Personal information
- Full name: Rudolph Suwara
- Nickname: Tasmanian Devil
- Born: November 19, 1941 (age 83) New York City, New York, U.S.
- Height: 6 ft 2 in (188 cm)
- Weight: 200 lb (91 kg)

Volleyball information
- Position: Outside hitter
- Number: 11

National team
| 1964–1972 | United States |

Medal record
Men's volleyball
Representing the United States
Pan American Games
| Gold medal – first place | 1967 Winnipeg | Team |
| Silver medal – second place | 1971 Cali | Team |

= Rudy Suwara =

American volleyball player

Rudolph "Rudy" Suwara (born November 19, 1941) is an American former volleyball player who competed with the United States men's national volleyball team at the 1968 Summer Olympics in Mexico City. Suwara won a gold medal with the national team at the 1967 Pan American Games in Winnipeg. He captained the United States team in the early 1970s. Suwara was nicknamed "Tasmanian Devil".

==Coaching==
Suwara coached the University of California, Santa Barbara (UCSB) men's team from 1971 to 1974. In 1974, UCSB finished second in the NCAA National Championship and won the USVBA Collegiate and Open Division National Championships.
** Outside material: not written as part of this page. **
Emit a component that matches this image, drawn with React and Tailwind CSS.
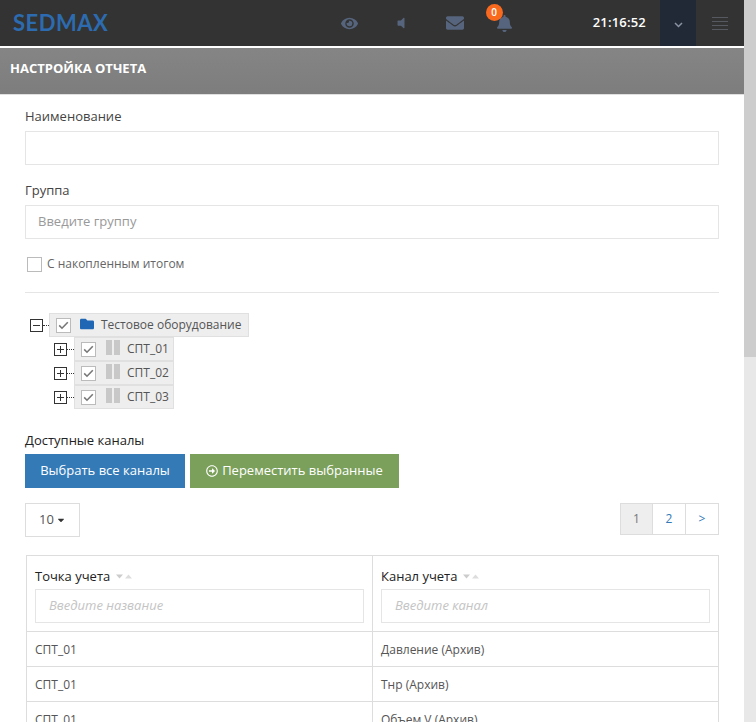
import React from 'react';
import { FaEye, FaVolumeOff, FaEnvelope, FaBell, FaFolder, FaCaretDown, FaRegArrowAltCircleRight } from 'react-icons/fa';

function Check() {
  return (
    <span className="w-[15px] h-[15px] border border-[#bbb] bg-white flex items-center justify-center shrink-0">
      <svg width="11" height="9" viewBox="0 0 11 9" fill="none">
        <path d="M1.2 4.4 L4 7.2 L9.8 1.2" stroke="#777" strokeWidth="1.6" />
      </svg>
    </span>
  );
}

function Toggle({ minus }) {
  return (
    <span className="relative w-[13px] h-[13px] border border-[#333] bg-white shrink-0">
      <span className="absolute left-[2px] top-[5px] w-[7px] h-px bg-[#333]" />
      {!minus && <span className="absolute left-[5px] top-[2px] w-px h-[7px] bg-[#333]" />}
    </span>
  );
}

function Leaf({ name }) {
  return (
    <div className="flex items-center h-6">
      <Toggle />
      <span className="w-[7px] border-t border-dotted border-[#333] mr-0" />
      <div className="flex items-center h-6 w-[100px] bg-[#eee] border border-[#e0e0e0] pl-[6px]">
        <Check />
        <span className="flex gap-[2px] ml-[10px] mr-[7px] -mt-1">
          <span className="w-[6px] h-[15px] bg-[#c8c8c8]" />
          <span className="w-[6px] h-[15px] bg-[#c8c8c8]" />
        </span>
        <span className="text-xs text-[#555]">{name}</span>
      </div>
    </div>
  );
}

function Row({ point, channel }) {
  return (
    <div className="grid grid-cols-[346px_1fr] h-[35px] border-t border-[#ddd] text-xs text-[#555]">
      <div className="pl-2 pt-[10px] border-r border-[#ddd]">{point}</div>
      <div className="pl-2 pt-[10px]">{channel}</div>
    </div>
  );
}

function HeadCell({ title, placeholder, last }) {
  return (
    <div className={`px-2 pt-[11px] ${last ? '' : 'border-r border-[#ddd]'}`}>
      <div className="flex items-center h-[19px] text-[13px] text-[#222]">
        {title}
        <svg className="ml-[6px]" width="16" height="5" viewBox="0 0 16 5">
          <path d="M0 0.5 H7 L3.5 4.5 Z" fill="#ccc" />
          <path d="M9 4.5 H16 L12.5 0.5 Z" fill="#ddd" />
        </svg>
      </div>
      <div className="h-[34px] mt-[3px] border border-[#e5e5e5] pl-[13px] flex items-center text-[13px] italic text-[#c4c4c4]">
        {placeholder}
      </div>
    </div>
  );
}

export default function App() {
  return (
    <div className="flex h-[722px] overflow-hidden bg-white font-['Open_Sans',sans-serif]">
      <div className="flex-1 min-w-0">
        <header className="h-[46px] bg-[#333] flex items-center">
          <span className="ml-[13px] text-[22px] leading-none font-bold tracking-[0.5px] text-[#2c6bb0] font-['Lato',sans-serif]">SEDMAX</span>
          <div className="flex-1" />
          <FaEye className="text-[#56657d] w-[17px] h-[17px] mr-[36px]" />
          <FaVolumeOff className="text-[#56657d] w-[14px] h-[14px] mr-[38px]" />
          <FaEnvelope className="text-[#56657d] w-[18px] h-[18px] mr-[32px]" />
          <span className="relative mr-[80px]">
            <FaBell className="text-[#56657d] w-[17px] h-[17px]" />
            <span className="absolute -left-[10px] -top-[11px] w-[17px] h-[17px] rounded-full bg-[#f96a1f] text-white text-[10px] font-semibold flex items-center justify-center">0</span>
          </span>
          <span className="text-[13px] text-white mr-[14px] font-semibold tracking-[0.2px]">21:16:52</span>
          <div className="w-9 h-[46px] bg-[#212936] flex items-center justify-center pt-1">
            <svg width="9" height="6" viewBox="0 0 9 6" fill="none"><path d="M1 1 L4.5 4.5 L8 1" stroke="#8a93a3" strokeWidth="1.5" /></svg>
          </div>
          <div className="w-[16px] ml-[16px] mr-[16px] flex flex-col gap-[3px]">
            <span className="h-px bg-[#56595f]" />
            <span className="h-px bg-[#56595f]" />
            <span className="h-px bg-[#56595f]" />
            <span className="h-px bg-[#56595f]" />
          </div>
        </header>

        <div className="mt-[2px] h-[47px] bg-gradient-to-b from-[#858585] to-[#7d7d7d] border-b border-[#e0e0e0] px-[10px] pt-[11px] text-[13px] leading-[18px] font-bold text-white">
          НАСТРОЙКА ОТЧЕТА
        </div>

        <main className="pl-[25px] w-[719px]">
          <div className="mt-[12px] text-[13px] leading-[18px] text-[#444]">Наименование</div>
          <div className="mt-[6px] h-[34px] border border-[#e5e5e5]" />
          <div className="mt-[16px] text-[13px] leading-[18px] text-[#444]">Группа</div>
          <div className="mt-[6px] h-[34px] border border-[#e5e5e5] pl-[12px] flex items-center text-[13px] text-[#999]">Введите группу</div>
          <div className="mt-[17px] flex items-center h-[16px] pl-[2px] text-xs text-[#666]">
            <span className="w-[15px] h-[15px] border border-[#bbb] mr-[5px]" />
            С накопленным итогом
          </div>
          <div className="mt-[20px] border-t border-[#e5e5e5]" />

          <div className="mt-[20px] pl-[5px]">
            <div className="flex items-center h-6">
              <Toggle minus />
              <span className="w-[6px] border-t border-dotted border-[#333]" />
              <div className="flex items-center h-6 w-[200px] bg-[#eee] border border-[#e0e0e0] pl-[6px]">
                <Check />
                <FaFolder className="text-[#1f66b5] w-[16px] h-[14px] ml-[8px] mr-[6px] -mt-[3px]" />
                <span className="text-xs text-[#555]">Тестовое оборудование</span>
              </div>
            </div>
            <div className="ml-[24px]">
              <Leaf name="СПТ_01" />
              <Leaf name="СПТ_02" />
              <Leaf name="СПТ_03" />
            </div>
          </div>

          <div className="mt-[22px] text-[13px] leading-[18px] text-[#222]">Доступные каналы</div>
          <div className="mt-[5px] flex gap-[5px]">
            <div className="w-[160px] h-[34px] bg-[#337ab7] bg-[#306ea8] text-white text-[13px] flex items-center justify-center">Выбрать все каналы</div>
            <div className="w-[209px] h-[34px] bg-[#7ba05b] text-white text-[13px] flex items-center justify-center">
              <FaRegArrowAltCircleRight className="w-[12px] h-[12px] mr-[4px]" />
              Переместить выбранные
            </div>
          </div>

          <div className="mt-[15px] flex justify-between items-start">
            <div className="w-[55px] h-[34px] border border-[#ddd] flex items-center justify-center text-[13px] text-[#555]">
              10
              <FaCaretDown className="w-[10px] h-[10px] ml-[2px] text-[#333]" />
            </div>
            <div className="flex h-[32px] border border-[#ddd] text-xs text-[#337ab7]">
              <span className="w-[32px] bg-[#eee] border-r border-[#ddd] flex items-center justify-center text-[#777]">1</span>
              <span className="w-[33px] border-r border-[#ddd] flex items-center justify-center">2</span>
              <span className="w-[32px] flex items-center justify-center">&gt;</span>
            </div>
          </div>

          <div className="mt-[18px] ml-[1px] border border-[#ddd] border-b-0">
            <div className="grid grid-cols-[346px_1fr] h-[75px]">
              <HeadCell title="Точка учета" placeholder="Введите название" />
              <HeadCell title="Канал учета" placeholder="Введите канал" last />
            </div>
            <Row point="СПТ_01" channel="Давление (Архив)" />
            <Row point="СПТ_01" channel="Тнр (Архив)" />
            <Row point="СПТ_01" channel="Объем V (Архив)" />
          </div>
        </main>
      </div>

      <div className="w-3 h-[722px] shrink-0 bg-[#e8e8e8]">
        <div className="h-[357px] bg-[#cdcdcd]" />
      </div>
    </div>
  );
}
Suwara then coached the San Diego State University (SDSU) women's team from 1976 to 1991, compiling a record of 431–204–3.

In 2012, Suwara was inducted into the AVCA Hall of Fame.

==Personal life==
Suwara grew up in Spanish Harlem. His brother, Ernie Suwara, played for the United States men's volleyball team at the 1964 Summer Olympics.